Paper No. 4
Presentation Time: 2:30 PM
ESR DATING QUATERNARY SPRING ACTIVITY AND ASSOCIATED HOMINID ARTEFACTS AT KHARGA OASIS
Today, the hyperarid Kharga Oasis, Egypt, receives ~ 0.7 mm/y precipitation, but suffers > 2 m/y of evaporation, ensuring it lacks naturally occurring standing water. Yet, Pleistocene hominins visited small lakes and ponds that dotted the edge of the nearby Libyan Plateau. Pleistocene tufas deposited by springs that fed these ponds and lakes house Paleolithic artefacts.
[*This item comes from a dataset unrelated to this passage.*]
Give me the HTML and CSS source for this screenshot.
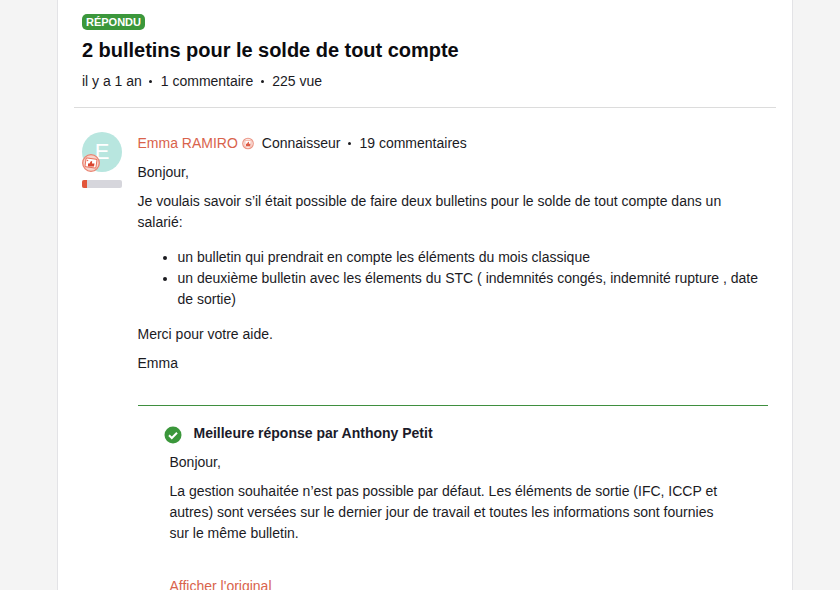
FILE: index.html
```html
<!DOCTYPE html>
<html lang="fr">
<head>
<meta charset="utf-8">
<title>2 bulletins pour le solde de tout compte</title>
<link rel="stylesheet" href="styles.css">
</head>
<body>
<main class="card">
  <header class="head">
    <span class="badge">RÉPONDU</span>
    <h1 class="title">2 bulletins pour le solde de tout compte</h1>
    <div class="meta"><span>il y a 1 an</span><i class="dot"></i><span>1 commentaire</span><i class="dot"></i><span>225 vue</span></div>
  </header>
  <article class="post">
    <aside class="side">
      <div class="avatar">E
        <svg class="rank" viewBox="0 0 18 18"><circle cx="9" cy="9" r="8.300" fill="#f7d3ca" stroke="#ea8471" stroke-width="1.300"/><rect x="3.500" y="4.500" width="11" height="9" rx="1" fill="#fff" stroke="#e8705b" stroke-width="1" transform="rotate(8 9 9)"/><circle cx="5.500" cy="6.500" r=".8" fill="#e8705b"/><path d="M6 12.500V9.500h1.500L9 7l1.200.4-.3 2.100h2.600l-.5 3z" fill="#d9452e"/></svg>
      </div>
      <div class="level"><span class="level-fill"></span></div>
    </aside>
    <div class="body">
      <div class="author"><a class="name">Emma RAMIRO</a>
        <svg class="mini" viewBox="0 0 12 12"><circle cx="6" cy="6" r="5.300" fill="#fbe6e1" stroke="#eb9585" stroke-width="1.100"/><rect x="3" y="3" width="6" height="6" rx=".6" fill="#fff" stroke="#ee9c8c" stroke-width=".6"/><path d="M4 8.500V6.300h1l1.200-2 .8.300-.2 1.700h1.700l-.3 2.200z" fill="#dd5a44"/></svg>
        <span class="role">Connaisseur</span><i class="dot"></i><span>19 commentaires</span></div>
      <p>Bonjour,</p>
      <p>Je voulais savoir s’il était possible de faire deux bulletins pour le solde de tout compte dans un salarié:</p>
      <ul>
        <li>un bulletin qui prendrait en compte les éléments du mois classique</li>
        <li>un deuxième bulletin avec les élements du STC ( indemnités congés, indemnité rupture , date de sortie)</li>
      </ul>
      <p>Merci pour votre aide.</p>
      <p>Emma</p>
      <section class="best">
        <div class="best-head">
          <svg class="check" viewBox="0 0 18 18"><circle cx="9" cy="9" r="8.500" fill="#3b973b"/><path d="M5 9.300l2.800 2.700L13 6.700" fill="none" stroke="#fff" stroke-width="2"/></svg>
          <strong>Meilleure réponse par Anthony Petit</strong>
        </div>
        <div class="best-body">
          <p>Bonjour,</p>
          <p>La gestion souhaitée n’est pas possible par défaut. Les éléments de sortie (IFC, ICCP et autres) sont versées sur le dernier jour de travail et toutes les informations sont fournies sur le même bulletin.</p>
          <a class="orig">Afficher l'original</a>
        </div>
      </section>
    </div>
  </article>
</main>
</body>
</html>
```
FILE: styles.css
```css
html, body { margin: 0; height: 590px; overflow: hidden; }
body { background: #f4f4f4; font-family: "Liberation Sans", Arial, sans-serif; font-size: 14px; line-height: 21px; color: #1b1b1f; }
.card { width: 736px; height: 590px; margin-left: 57px; box-sizing: border-box; background: #fff; border-left: 1px solid #e3e3e6; border-right: 1px solid #e3e3e6; padding: 14px 16px 0 16px; }
.head { height: 93px; border-bottom: 1px solid #dcdcdc; padding-left: 8px; }
.badge { display: block; width: fit-content; height: 16px; padding: 0 4px; background: #3b973b; color: #fff; border-radius: 5px; font-size: 11px; font-weight: 700; line-height: 16px; }
.title { margin: 7px 0 0; font-size: 20px; line-height: 26px; font-weight: 700; color: #0b0b0f; letter-spacing: -0.03px; }
.meta { display: flex; align-items: center; margin-top: 8px; letter-spacing: -0.01px; }
.dot { display: inline-block; width: 3px; height: 3px; border-radius: 50%; background: #1b1b1f; margin: 0 8.500px 0 7.500px; }
.post { display: flex; padding: 25px 8px 0; }
.side { width: 40px; flex: none; }
.avatar { position: relative; width: 40px; height: 40px; margin-top: -1px; border-radius: 50%; background: #b8e6df; color: #fff; font-size: 22px; line-height: 40px; text-align: center; }
.rank { position: absolute; left: 0; top: 22px; width: 18px; height: 18px; }
.level { width: 40px; height: 8px; margin-top: 8px; border-radius: 2px; background: #d6d6dc; overflow: hidden; }
.level-fill { display: block; width: 5px; height: 8px; background: #e2553a; }
.body { margin-left: 15.500px; width: 630.500px; }
.author { display: flex; align-items: center; height: 21px; }
.name { color: #d9634c; }
.mini { width: 12px; height: 13px; margin: 0 8px 0 4px; }
p { margin: 0 0 8px; }
.body > p:first-of-type { margin-top: 8px; }
ul { margin: 14px 0 14px; padding-left: 40px; }
.best { border-top: 1px solid #3f8f3f; margin-top: 31px; padding-top: 17px; }
.best-head { display: flex; align-items: center; height: 21px; padding-left: 26.500px; }
.check { width: 18px; height: 18px; margin-top: 2px; margin-right: 11.500px; }
.best-head strong { color: #1b1b2a; }
.best-body { padding: 8px 46px 0 32px; }
.orig { display: block; margin-top: 32px; color: #d9634c; }
```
Freshwater molluscs in intercalated tufas and lacustrine silts indicate abundant potable water to support hominins, a diverse fauna, and locally lush vegetation. Dating these tufas pinpoints the pluvial events that led to high watertables, enhanced spring activity, and thereby, enabled hominin occupation in, and potentially migration through, the Western Desert. At Wadi el Midauwara, a tufa mound complex covering ~ 25 km2 has grown as tufa, dammed small ponds, and lakes from 1-5 m2 to 1.5 km2 in area that trapped calcareous lacustrine silt. Developed Oldowan, Acheulean, MSA, Khargan, Levalloiso-Mousterian, Aterian, Epipaleolithic, and Neolithic artefacts, as well as chert nodules, dot the gravel lags flooring the small basins and blowouts within the tufa mound complex. Since electron spin resonance (ESR) can date aragonite molluscs ranging from 5 ka to 2 Ma with 5-10% precision, >30 Melanoides tuberculata samples from Midauwara were dated with standard ESR. Although more accurate modelling for the time-averaged cosmic dose rate would improve their accuracy, the preliminary ESR analyses suggest that freshwater and snails existed at Midauwara, Egypt, during at least four different periods: Oxygen Isotope Stage (OIS) 1-2, OIS 5, OIS 6c, OIS 7, and in the early Pleistocene before the Olduvai Subchron. In the Earliest Pleistocene or Latest Pliocene, at 2.0 ± 0.3 Ma, abundant water existed to enable the first hominin migration out of Africa via the Western Desert.